- Directed by: Giorgio Ferroni
- Screenplay by: Augusto Finocchi; Massimilano Capriccioli; Sandro Continenza; Remigio Del Grosso; Leonardo Martin; Gilles Demoulin;
- Story by: Augusto Finocchi; Massimilano Capriccioli; Sandro Continenza; Remigio Del Grosso; Leonardo Martin; Gilles Demoulin;
- Produced by: Edmondo Amati
- Starring: Giuliano Gemma; Dan Vadis; Jose Calvo;
- Cinematography: Rafael Pacheco
- Edited by: Antonietta Zita
- Music by: Ennio Morricone; Gianni Ferrio;
- Production companies: Fida Cinematografica; Les Productions Jacques Roitfield; Epoca Film;
- Release date: 7 October 1966 (Italy);
- Running time: 100 minutes
- Countries: Italy; France; Spain;
- Language: Italian

= Fort Yuma Gold =

1966 film

Fort Yuma Gold (Per pochi dollari ancora) is a 1966 Italian/Spanish/French international co-production Spaghetti Western film directed by Giorgio Ferroni.

==Plot==
Confederate Major Sanders (Jacques Sernas), continues fighting the North after the conclusion of the American Civil War. Former Rebel Gary Diamond (Giuliano Gemma), now a guide, leads a pair of Union soldiers to obstruct Sanders before he can pull off a raid on Fort Yuma. However the others are unaware that Diamond knows that one of the Union officers is actually Sanders' spy. More complications ensue, pairing Diamond with the aptly named saloon-girl Connie Breastful (Sophie Daumier). Later Diamond is found to be a traitor and is tortured severely before Sanders' plot is foiled.

==Cast==
- Giuliano Gemma (as Montgomery Wood) as Gary Diamond
- Jacques Sernas as Maj. Sanders
- Dan Vadis as Nelson Riggs
- Sophie Daumier as Connie Breastfull
- Nello Pazzafini (as Red Carter) as Sgt. Brian Pitt
- José Calvo as Gordon/Golden .44
- Ángel del Pozo as Capt. Lefevre
- Jacques Herlin (as Arlen Jacques) as Riggs as prisoner, Davis camp
- Andrea Bosic as Colonel as Davis camp
- Antonio Molino Rojo as Brian
- Benny Reeves as Juko
- Furio Meniconi (as Men Fury) as Calvin/Johnny Newman
- José Manuel Martín as Sam
- Jacques Stany as Elijah Murdock
- Lorenzo Robledo as Capt. Taylor
- Riccardo Pizzuti as Corporal Wilson

==Release==
Fort Yuma Gold was released in Italy on October 7, 1966. The film was also released with the English title The Rebel Lieutenant.

==Reception==
From contemporary reviews, an anonymous reviewer in the Monthly Film Bulletin described the film as "Utterly routine" with "unconvincinving fights, witless dialogue and prolonged torture, and the hero is another those unprepossessing supermen" and that the film was only distinguished by "the amazing gullibility of the villains who nonchalantly shrug off the sudden deaths of most of their colleagues as accidental."

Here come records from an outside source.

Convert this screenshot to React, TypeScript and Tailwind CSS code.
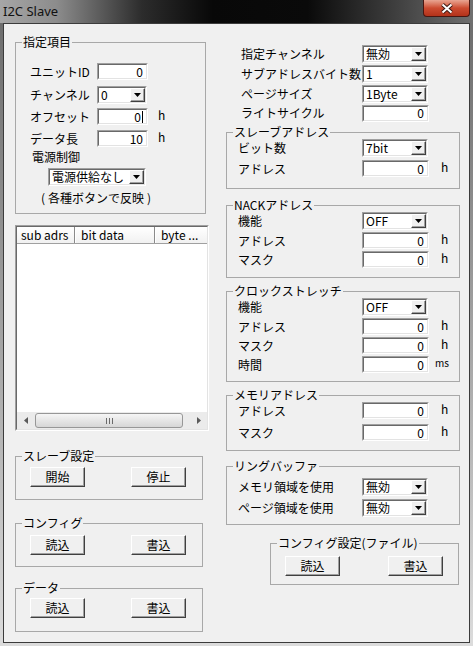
import React from "react";

const SUNK_OUT = "border border-t-[#a0a0a0] border-l-[#a0a0a0] border-b-white border-r-white";
const SUNK_IN = "border border-t-[#696969] border-l-[#696969] border-b-[#e3e3e3] border-r-[#e3e3e3]";
const RAISED = "border border-t-white border-l-white border-b-[#404040] border-r-[#404040] shadow-[inset_-1px_-1px_0_#a0a0a0]";

function TextBox({ w, value = "0", caret = false }: { w: string; value?: string; caret?: boolean }) {
  return (
    <div className={`${w} h-[17px] shrink-0 ${SUNK_OUT}`}>
      <div className={`h-full ${SUNK_IN} bg-white flex items-center justify-end pr-[3px]`}>
        <span>{value}</span>
        {caret && <span className="w-[1px] h-[12px] bg-black ml-[1px]" />}
      </div>
    </div>
  );
}

function Combo({ w, value }: { w: string; value: string }) {
  return (
    <div className={`${w} h-[18px] shrink-0 ${SUNK_OUT}`}>
      <div className={`h-full ${SUNK_IN} bg-white flex`}>
        <div className="flex-1 flex items-center pl-[2px] whitespace-nowrap">{value}</div>
        <div className={`w-[15px] h-full bg-[#f0f0f0] ${RAISED} flex items-center justify-center`}>
          <svg width="7" height="4" viewBox="0 0 7 4">
            <path d="M0 0H7L3.5 4Z" fill="#000" />
          </svg>
        </div>
      </div>
    </div>
  );
}

function Btn({ label }: { label: string }) {
  return (
    <div className={`w-[55px] h-[20px] shrink-0 bg-[#f0f0f0] ${RAISED} flex items-center justify-center`}>
      {label}
    </div>
  );
}

function Group({ title, cls, children }: { title: React.ReactNode; cls: string; children?: React.ReactNode }) {
  return (
    <fieldset className={`border border-[#a8a8a8] shrink-0 ${cls}`}>
      <legend className="ml-[6px] px-[1px] leading-[14px] whitespace-nowrap">{title}</legend>
      {children}
    </fieldset>
  );
}

function Unit({ text }: { text: string }) {
  return <span className="ml-[12px] -mt-[4px] leading-[12px]">{text}</span>;
}

function LeftCol() {
  return (
    <div className="ml-[11px] pt-[11px] w-[194px] shrink-0 flex flex-col">
      <Group title="指定項目" cls="w-[191px] h-[179px]">
        <div className="flex flex-col pl-[14px]">
          <div className="mt-[14px] h-[17px] flex items-center">
            <span className="w-[67px] shrink-0">ユニットID</span>
            <TextBox w="w-[51px]" />
          </div>
          <div className="mt-[6px] h-[18px] flex items-center">
            <span className="w-[67px] shrink-0">チャンネル</span>
            <Combo w="w-[50px]" value="0" />
          </div>
          <div className="mt-[4px] h-[17px] flex items-center">
            <span className="w-[67px] shrink-0">オフセット</span>
            <TextBox w="w-[51px]" caret />
            <span className="ml-[10px] -mt-[4px]">h</span>
          </div>
          <div className="mt-[5px] h-[17px] flex items-center">
            <span className="w-[67px] shrink-0">データ長</span>
            <TextBox w="w-[51px]" value="10" />
            <span className="ml-[10px] -mt-[4px]">h</span>
          </div>
          <div className="mt-[3px] ml-[2px]">電源制御</div>
          <div className="mt-[4px] ml-[18px] flex">
            <Combo w="w-[98px]" value="電源供給なし" />
          </div>
          <div className="mt-[5px] ml-[11px] whitespace-nowrap flex">
            <span>(</span>
            <span className="mx-[3px]">各種ボタンで反映</span>
            <span>)</span>
          </div>
        </div>
      </Group>

      <div className={`mt-[11px] w-[194px] h-[206px] shrink-0 ${SUNK_OUT}`}>
        <div className={`h-full ${SUNK_IN} bg-white flex flex-col`}>
          <div className="h-[17px] shrink-0 flex bg-linear-to-b from-white to-[#f1f1f1] border-b border-b-[#a0a0a0]">
            <div className="w-[58px] shrink-0 pl-[4px] flex items-center border-r border-r-[#8a8a8a] whitespace-nowrap">sub adrs</div>
            <div className="w-[80px] shrink-0 pl-[5px] flex items-center border-l border-l-white border-r border-r-[#8a8a8a] whitespace-nowrap">bit data</div>
            <div className="flex-1 pl-[5px] flex items-center border-l border-l-white whitespace-nowrap">byte ...</div>
          </div>
          <div className="flex-1" />
          <div className="h-[17px] shrink-0 flex items-center bg-[#ebebeb]">
            <div className="w-[17px] h-full flex items-center justify-center">
              <svg width="4" height="7" viewBox="0 0 4 7">
                <path d="M4 0V7L0 3.5Z" fill="#5a5a5a" />
              </svg>
            </div>
            <div className="ml-[1px] w-[148px] h-[15px] rounded-[3px] border border-[#979797] bg-linear-to-b from-[#f6f6f6] to-[#d6d6d6] flex items-center justify-center gap-[2px]">
              <span className="w-[1px] h-[6px] bg-[#6a6a6a]" />
              <span className="w-[1px] h-[6px] bg-[#6a6a6a]" />
              <span className="w-[1px] h-[6px] bg-[#6a6a6a]" />
            </div>
            <div className="flex-1" />
            <div className="w-[17px] h-full flex items-center justify-center">
              <svg width="4" height="7" viewBox="0 0 4 7">
                <path d="M0 0V7L4 3.5Z" fill="#5a5a5a" />
              </svg>
            </div>
          </div>
        </div>
      </div>

      <Group title="スレーブ設定" cls="mt-[18px] w-[188px] h-[51px]">
        <div className="mt-[4px] pl-[14px] flex gap-[46px]">
          <Btn label="開始" />
          <Btn label="停止" />
        </div>
      </Group>
      <Group title="コンフィグ" cls="mt-[16px] w-[188px] h-[51px]">
        <div className="mt-[5px] pl-[14px] flex gap-[46px]">
          <Btn label="読込" />
          <Btn label="書込" />
        </div>
      </Group>
      <Group title="データ" cls="mt-[14px] w-[188px] h-[51px]">
        <div className="mt-[3px] pl-[14px] flex gap-[46px]">
          <Btn label="読込" />
          <Btn label="書込" />
        </div>
      </Group>
    </div>
  );
}

function GRow({ label, children, cls = "" }: { label: string; children: React.ReactNode; cls?: string }) {
  return (
    <div className={`flex items-center ${cls}`}>
      <span className="w-[124px] shrink-0 whitespace-nowrap">{label}</span>
      {children}
    </div>
  );
}

function RightCol() {
  return (
    <div className="ml-[17px] pt-[20px] w-[234px] shrink-0 flex flex-col">
      <div className="flex flex-col pl-[15px]">
        <div className="h-[20px] flex items-center">
          <span className="w-[121px] shrink-0 whitespace-nowrap">指定チャンネル</span>
          <Combo w="w-[66px]" value="無効" />
        </div>
        <div className="h-[20px] flex items-center">
          <span className="w-[121px] shrink-0 whitespace-nowrap">サブアドレスバイト数</span>
          <Combo w="w-[66px]" value="1" />
        </div>
        <div className="h-[20px] flex items-center">
          <span className="w-[121px] shrink-0 whitespace-nowrap">ページサイズ</span>
          <Combo w="w-[66px]" value="1Byte" />
        </div>
        <div className="h-[18px] flex items-center">
          <span className="w-[121px] shrink-0 whitespace-nowrap">ライトサイクル</span>
          <TextBox w="w-[67px]" />
        </div>
      </div>

      <Group title="スレーブアドレス" cls="mt-[3px] w-[234px] h-[64px]">
        <div className="flex flex-col pl-[11px]">
          <GRow label="ビット数"><Combo w="w-[66px]" value="7bit" /></GRow>
          <GRow label="アドレス" cls="mt-[3px]"><TextBox w="w-[67px]" /><Unit text="h" /></GRow>
        </div>
      </Group>

      <Group title="NACKアドレス" cls="mt-[9px] w-[234px] h-[80px]">
        <div className="flex flex-col pl-[11px]">
          <GRow label="機能"><Combo w="w-[66px]" value="OFF" /></GRow>
          <GRow label="アドレス" cls="mt-[2px]"><TextBox w="w-[67px]" /><Unit text="h" /></GRow>
          <GRow label="マスク" cls="mt-[2px]"><TextBox w="w-[67px]" /><Unit text="h" /></GRow>
        </div>
      </Group>

      <Group title="クロックストレッチ" cls="mt-[6px] w-[234px] h-[98px]">
        <div className="flex flex-col pl-[11px]">
          <GRow label="機能"><Combo w="w-[66px]" value="OFF" /></GRow>
          <GRow label="アドレス" cls="mt-[2px]"><TextBox w="w-[67px]" /><Unit text="h" /></GRow>
          <GRow label="マスク" cls="mt-[2px]"><TextBox w="w-[67px]" /><Unit text="h" /></GRow>
          <GRow label="時間" cls="mt-[2px]">
            <TextBox w="w-[67px]" />
            <span className="ml-[6px] -mt-[4px] text-[10px] leading-[12px]">ms</span>
          </GRow>
        </div>
      </Group>

      <Group title="メモリアドレス" cls="mt-[6px] w-[234px] h-[63px]">
        <div className="flex flex-col pl-[11px]">
          <GRow label="アドレス"><TextBox w="w-[67px]" /><Unit text="h" /></GRow>
          <GRow label="マスク" cls="mt-[5px]"><TextBox w="w-[67px]" /><Unit text="h" /></GRow>
        </div>
      </Group>

      <Group title="リングバッファ" cls="mt-[8px] w-[234px] h-[66px]">
        <div className="flex flex-col pl-[11px]">
          <GRow label="メモリ領域を使用" cls="mt-[5px]"><Combo w="w-[66px]" value="無効" /></GRow>
          <GRow label="ページ領域を使用" cls="mt-[3px]"><Combo w="w-[66px]" value="無効" /></GRow>
        </div>
      </Group>

      <Group title="コンフィグ設定(ファイル)" cls="mt-[11px] ml-[44px] w-[189px] h-[49px]">
        <div className="mt-[6px] pl-[14px] flex gap-[48px]">
          <Btn label="読込" />
          <Btn label="書込" />
        </div>
      </Group>
    </div>
  );
}

export default function App() {
  return (
    <div className="w-[473px] h-[646px] overflow-hidden flex flex-col bg-linear-to-b from-[#6a6a6a] to-[#dcdcdc] font-['Noto_Sans_CJK_JP',sans-serif] text-[12px] leading-[14px] text-black">
      <div className="h-[23px] shrink-0 flex items-start justify-between bg-[linear-gradient(90deg,#a6a6a6_0%,#8c8c8c_12%,#2c2c2c_30%,#080808_45%,#0a0a0a_65%,#3a3a3a_82%,#707070_100%)]">
        <div className="pl-[3px] pt-[4px] font-['Noto_Sans',sans-serif] text-[13px] leading-[15px] text-[#111]">I2C Slave</div>
        <div className="mr-[3px] w-[47px] h-[17px] rounded-b-[4px] border border-t-0 border-[#4a1610] bg-linear-to-b from-[#e8a592] via-[#cc4b30] to-[#b3321a] flex items-center justify-center">
          <svg width="14" height="11" viewBox="0 0 14 11">
            <path d="M2.5 1.5L11.5 9.5M11.5 1.5L2.5 9.5" stroke="#3d1a14" strokeWidth="4" />
            <path d="M2.5 1.5L11.5 9.5M11.5 1.5L2.5 9.5" stroke="#ffffff" strokeWidth="2" />
          </svg>
        </div>
      </div>
      <div className="ml-[3px] w-[467px] h-[620px] shrink-0 border border-[#3c3c3c] bg-[#f0f0f0] flex">
        <LeftCol />
        <RightCol />
      </div>
    </div>
  );
}
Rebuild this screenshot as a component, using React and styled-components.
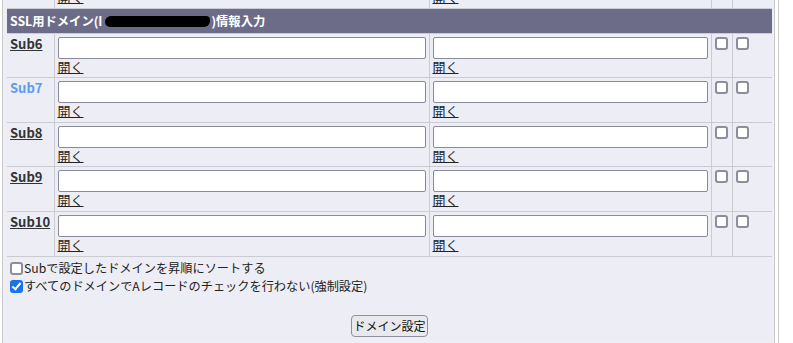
import React from 'react'
import styled, { createGlobalStyle } from 'styled-components'

const GlobalStyle = createGlobalStyle`
    html, body {
        margin: 0;
        padding: 0;
        background: #FFFFFF;
        overflow: hidden;
    }
    body {
        font-family: "Noto Sans CJK JP", "Liberation Sans", sans-serif;
        font-size: 13px;
        color: #222222;
    }
`

const Shell = styled.div`
    margin: -36px 0 0 2px;
    width: 772px;
    border-left: 1px solid #CACACA;
    border-right: 1px solid #CACACA;
    padding-right: 3px;
`

const Frame = styled.div`
    background: #EEEEF5;
    padding: 0 3px 0 4px;
    border-right: 1px solid #CACACA;
`

const Table = styled.table`
    width: 765px;
    table-layout: fixed;
    border-collapse: collapse;
    border-style: hidden;
    background: #ECEDF5;

    td {
        border: 1px solid #CBCBD2;
        vertical-align: top;
        padding: 3px;
        line-height: 15.6px;
    }
`

const HeadCell = styled.td`
    && {
        background: #6C6C88;
        color: #FFFFFF;
        font-weight: 700;
        font-size: 12.3px;
        height: 18px;
        line-height: 18px;
        padding: 3px;
        white-space: nowrap;
    }
`

const Redacted = styled.span`
    display: inline-block;
    width: 105px;
    height: 11px;
    margin: 0 1px 0 3px;
    vertical-align: -1px;
    background: #000000;
    border-radius: 6px 4px 6px 5px;
`

const SubLink = styled.a`
    display: block;
    font-weight: 700;
    line-height: 14px;
    color: ${p => (p.$hover ? '#5E9BEF' : '#333333')};
    text-decoration: ${p => (p.$hover ? 'none' : 'underline')};
    cursor: pointer;
`

const TextInput = styled.input`
    display: block;
    box-sizing: border-box;
    width: 100%;
    height: 22px;
    margin: 0;
    border: 1px solid #8A8A98;
    border-radius: 2px;
    background: #FFFFFF;
`

const OpenLink = styled.a`
    display: inline-block;
    line-height: 15.6px;
    color: #222222;
    text-decoration: underline;
    cursor: pointer;
`

const Check = styled.input.attrs({ type: 'checkbox' })`
    appearance: none;
    position: relative;
    box-sizing: border-box;
    display: block;
    flex: none;
    width: 13px;
    height: 13px;
    margin: 0;
    border: 2px solid #8E8E9B;
    border-radius: 3px;
    background: #FFFFFF;

    &:checked {
        border: none;
        background: #1A73E8;
    }
    &:checked::after {
        content: '';
        position: absolute;
        left: 4px;
        top: 1px;
        width: 3px;
        height: 7px;
        border: solid #FFFFFF;
        border-width: 0 2px 2px 0;
        transform: rotate(40deg);
    }
`

const OptionLabel = styled.label`
    display: flex;
    align-items: center;
    gap: 1px;
    height: 18px;
    white-space: nowrap;
    font-size: 12.2px;
`

const Footer = styled.td`
    && {
        padding: 3px;
    }
`

const ButtonRow = styled.div`
    display: flex;
    justify-content: center;
    margin-top: 19px;
`

const SetButton = styled.button`
    font-family: inherit;
    font-size: 12px;
    line-height: 18px;
    height: 22px;
    padding: 0 1px;
    color: #111111;
    background: #E9E9ED;
    border: 1px solid #8F8F9D;
    border-radius: 4px;
`

const subs = [
    { name: 'Sub6' },
    { name: 'Sub7', hover: true },
    { name: 'Sub8' },
    { name: 'Sub9' },
    { name: 'Sub10' }
]

const DomainRow = ({ name, hover, bare }) => (
    <tr>
        <td>{!bare && <SubLink $hover={hover}>{name}</SubLink>}</td>
        <td>
            <TextInput type="text" />
            <OpenLink>開く</OpenLink>
        </td>
        <td>
            <TextInput type="text" />
            <OpenLink>開く</OpenLink>
        </td>
        <td><Check /></td>
        <td><Check /></td>
    </tr>
)

const App = () => {
    return (
        <>
            <GlobalStyle />
            <Shell>
                <Frame>
                    <Table>
                        <colgroup>
                            <col style={{ width: 47 }} />
                            <col style={{ width: 375 }} />
                            <col style={{ width: 282 }} />
                            <col style={{ width: 21 }} />
                            <col style={{ width: 40 }} />
                        </colgroup>
                        <tbody>
                            <DomainRow name="Sub5" bare />
                            <tr>
                                <HeadCell colSpan={5}>
                                    SSL用ドメイン(I<Redacted />)情報入力
                                </HeadCell>
                            </tr>
                            {subs.map(s => (
                                <DomainRow key={s.name} name={s.name} hover={s.hover} />
                            ))}
                            <tr>
                                <Footer colSpan={5}>
                                    <OptionLabel>
                                        <Check />
                                        Subで設定したドメインを昇順にソートする
                                    </OptionLabel>
                                    <OptionLabel>
                                        <Check defaultChecked />
                                        すべてのドメインでAレコードのチェックを行わない(強制設定)
                                    </OptionLabel>
                                    <ButtonRow>
                                        <SetButton>ドメイン設定</SetButton>
                                    </ButtonRow>
                                </Footer>
                            </tr>
                        </tbody>
                    </Table>
                    <div style={{ height: 20 }} />
                </Frame>
            </Shell>
        </>
    )
}

export default App
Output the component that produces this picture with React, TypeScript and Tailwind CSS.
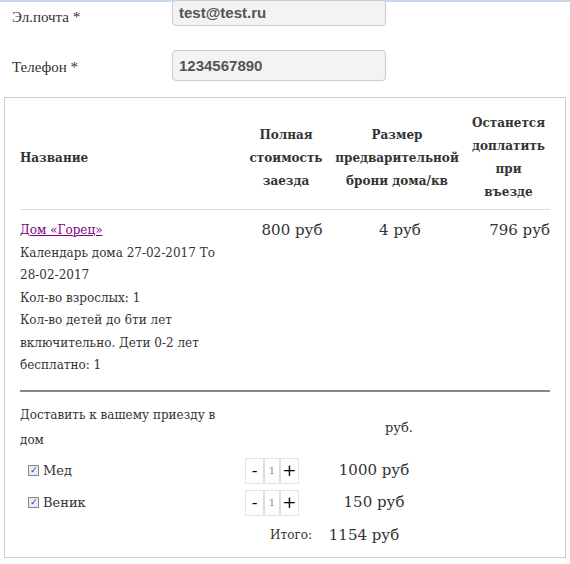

A retrospective review on AllMovie by Robert Firsching referred to the film as a "well-paced spaghetti western" with a "labyrinthine storyline". Firsching noted that Ferroni's film "sometimes crosses the line into silliness, but remains entertaining throughout, aided by a fine score by Ennio Morricone and Gianni Ferrio."